Meet Anthony “Ant”…
Going to the board of prison terms is a paradox of feeling and emotions. My mentors tell me to be truthful and you will be fine, but when you do tell the truth it gets questioned.
Five of us put our lives on the line to clean up areas after men who test positive for COVID. We are part of a special COVID strike team, on-call, 24-hours a day.
I love working and it’s a way for me to give back to my community, the staff and the men in blue, yet it comes at a big cost. Working in the hospital is nice at times, I personally believe that the nurses are doing the best they can under the circumstances.
Recently, I was informed that every move that we make is made by some outside people that have never worked in a prison, which is ridiculous in my opinion. Things are constantly changing which creates a headache for the staff, which makes it worse for us. It has been taking up all of my time which I should be devoting to my upcoming parole board hearing.
Stress, depression, anxiety, gratefulness, hopeful, gratitude, and humbleness. These are just some of the feelings I’m having while preparing for the board to see if I am found suitable to go home.

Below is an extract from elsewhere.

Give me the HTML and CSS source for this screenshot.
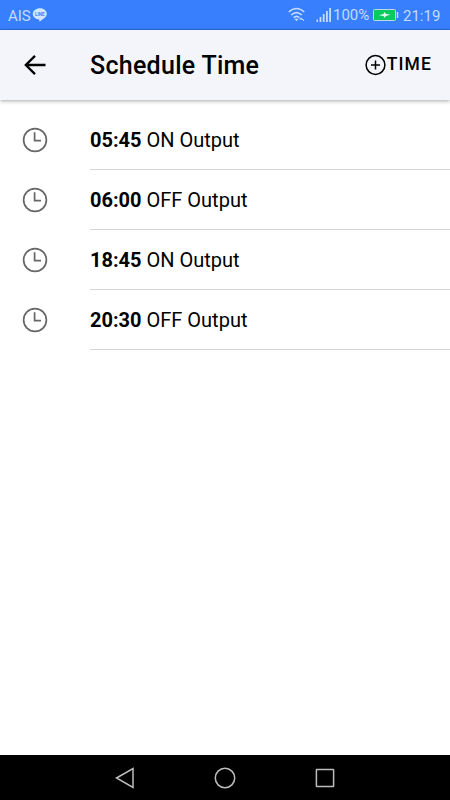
FILE: index.html
```html
<!DOCTYPE html>
<html lang="en">
<head>
    <meta charset="UTF-8">
    <meta name="viewport" content="width=device-width, initial-scale=1.0">
    <title>Schedule Time</title>
    <link rel="stylesheet" href="styles.css">
</head>
<body>

    <div class="statusbar">
        <span class="carrier">AIS</span>
        <svg class="chat" width="16" height="14" viewBox="0 0 16 14">
            <path d="M8 0.2C12 0.2 14.8 2.7 14.8 5.8C14.8 8.8 11 11.2 7.5 13.8L7.3 11.5C3.5 11.3 0.8 8.8 0.8 5.8C0.8 2.7 4 0.2 8 0.2Z" fill="#d3e4ff"/>
            <text x="7.8" y="7.5" text-anchor="middle">LINE</text>
        </svg>
        <svg class="wifi" width="18" height="15" viewBox="0 0 18 15" fill="none" stroke="#c4dbff" stroke-width="1.6">
            <path d="M0.8 5Q8.5 -2 16.2 5M3.2 8Q8.5 3.2 13.8 8M5.6 10.6Q8.5 8 11.4 10.6"/>
            <path d="M7.5 12.3H9.5L8.5 13.5ZM11.8 12.5L13 11.3L14.2 12.5M14.5 12.2L15.8 13.6" stroke-width="1.1"/>
        </svg>
        <svg class="signal" width="16" height="14" viewBox="0 0 16 14" fill="#c4dbff">
            <rect x="0.5" y="11.5" width="1.5" height="2.5"/>
            <rect x="3.6" y="9" width="1.8" height="5"/>
            <rect x="6.8" y="6" width="1.8" height="8"/>
            <rect x="10" y="3" width="1.8" height="11"/>
            <rect x="13.2" y="0" width="1.8" height="14"/>
        </svg>
        <span class="percent">100%</span>
        <svg class="battery" width="26" height="12" viewBox="0 0 26 12">
            <rect x="0.5" y="0.5" width="22" height="11" rx="1" fill="#08ca5e" stroke="#b9d9e8"/>
            <path d="M24.5 3V9" stroke="#c4dbff" stroke-width="1.5"/>
            <path d="M6 6.2L10.5 5L11.5 3L13 5L17.5 5.8L12.8 7L11.8 9L10.5 7Z" fill="#e4fff0"/>
        </svg>
        <span class="clock">21:19</span>
    </div>

    <div class="header">
        <svg class="back" width="22" height="20" viewBox="0 0 22 20" fill="none" stroke="#000" stroke-width="2.3">
            <path d="M21.5 10H2M11 0.9L1.8 10L11 19.1"/>
        </svg>
        <h1>Schedule Time</h1>
        <div class="add">
            <svg width="22" height="22" viewBox="0 0 22 22" fill="none" stroke="#000" stroke-width="1.5">
                <circle cx="10.5" cy="11" r="9.4"/>
                <path d="M10.5 6.5V15.5M6 11H15"/>
            </svg>
            <span>TIME</span>
        </div>
    </div>

    <ul class="schedule">
        <li>
            <svg class="icon" viewBox="0 0 26 26"><circle cx="13" cy="13" r="11.4"/><path d="M12.6 5.2V13.7H19"/></svg>
            <p><b>05:45</b> ON Output</p>
        </li>
        <li>
            <svg class="icon" viewBox="0 0 26 26"><circle cx="13" cy="13" r="11.4"/><path d="M12.6 5.2V13.7H19"/></svg>
            <p><b>06:00</b> OFF Output</p>
        </li>
        <li>
            <svg class="icon" viewBox="0 0 26 26"><circle cx="13" cy="13" r="11.4"/><path d="M12.6 5.2V13.7H19"/></svg>
            <p><b>18:45</b> ON Output</p>
        </li>
        <li>
            <svg class="icon" viewBox="0 0 26 26"><circle cx="13" cy="13" r="11.4"/><path d="M12.6 5.2V13.7H19"/></svg>
            <p><b>20:30</b> OFF Output</p>
        </li>
    </ul>

    <div class="navbar">
        <svg viewBox="0 0 24 24"><path d="M3.5 12L20 2.5V21.5Z"/></svg>
        <svg viewBox="0 0 24 24"><circle cx="12" cy="12" r="9.7"/></svg>
        <svg viewBox="0 0 24 24"><rect x="3.4" y="3.4" width="17.2" height="17.2" rx="0.5"/></svg>
    </div>

</body>
</html>
```
FILE: styles.css
```css
body {
    display: flex;
    flex-direction: column;
    height: 100vh;
    margin: 0;
    background-color: #fff;
    color: #000;
    font-family: Roboto, sans-serif;
}

svg {
    display: block;
    flex: none;
}

/* Status bar */
.statusbar {
    display: flex;
    align-items: center;
    box-sizing: border-box;
    height: 30px;
    padding: 2px 10px 0 8px;
    border-bottom: 1px solid #2b6ee0;
    background-color: #387ffe;
    color: #c4dbff;
    font-size: 15px;
    white-space: nowrap;
}

.statusbar svg,
.percent {
    margin-bottom: 2px;
}

.carrier {
    width: 24px;
}

.chat text {
    font-size: 4.5px;
    font-weight: bold;
    fill: #387ffe;
}

.wifi {
    margin-left: auto;
}

.signal {
    margin-left: 10px;
}

.percent {
    width: 38px;
    margin-left: 1px;
}

.battery {
    margin-left: 2px;
}

.clock {
    width: 37px;
    margin-left: 4px;
}

/* Title bar */
.header {
    display: flex;
    align-items: center;
    box-sizing: border-box;
    height: 70px;
    padding: 0 18px 0 24px;
    background-color: #f4f5fb;
    box-shadow: 0 1px 4px rgba(0, 0, 0, 0.35);
}

.header h1 {
    margin: 0 0 0 44px;
    font-size: 25px;
    font-weight: 500;
    letter-spacing: 0.28px;
}

.add {
    display: flex;
    align-items: center;
    margin-left: auto;
    font-size: 17.5px;
    font-weight: 500;
    letter-spacing: 1.1px;
}

.add span {
    padding-bottom: 2px;
}

/* List */
.schedule {
    flex: 1;
    margin: 0;
    padding: 10px 0 0;
    list-style-type: none;
}

.schedule li {
    display: flex;
    align-items: center;
    height: 60px;
    padding-left: 22px;
}

.schedule p {
    flex: 1;
    box-sizing: border-box;
    height: 60px;
    margin: 0 0 0 42px;
    border-bottom: 1px solid #d5d5d5;
    font-size: 20px;
    line-height: 60px;
}

.icon {
    width: 26px;
    height: 26px;
    fill: none;
    stroke: #666;
    stroke-width: 1.7;
}

/* Android buttons */
.navbar {
    display: flex;
    justify-content: center;
    align-items: center;
    gap: 76px;
    height: 45px;
    background-color: #000;
}

.navbar svg {
    width: 24px;
    height: 24px;
    fill: none;
    stroke: #bdbdbd;
    stroke-width: 1.5;
}
```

I can’t have any write-ups on my record and I’m walking into the hearing with one. I got it for getting on the payphone to call my mom. I could not sign up for the phone that day because I had worked a 14 hour day, plus I had cleaned ten cells for people who had tested positive for COVID. So I wanted to hear my mother’s voice, that voice that’s comforting, that voice that will tell me it’s going to be ok.
Now I’m consumed with worry that the board won’t see how I’ve changed since I was 16 years old and how I am accountable and responsible. I do understand that they are the gatekeepers and need to be sure that the person they are letting out will not harm anyone ever again. Still, I personally find it stressful going through the process and I’m scared. It’s a roller coaster of a journey. Still, I feel good about my chances of being found suitable to go home.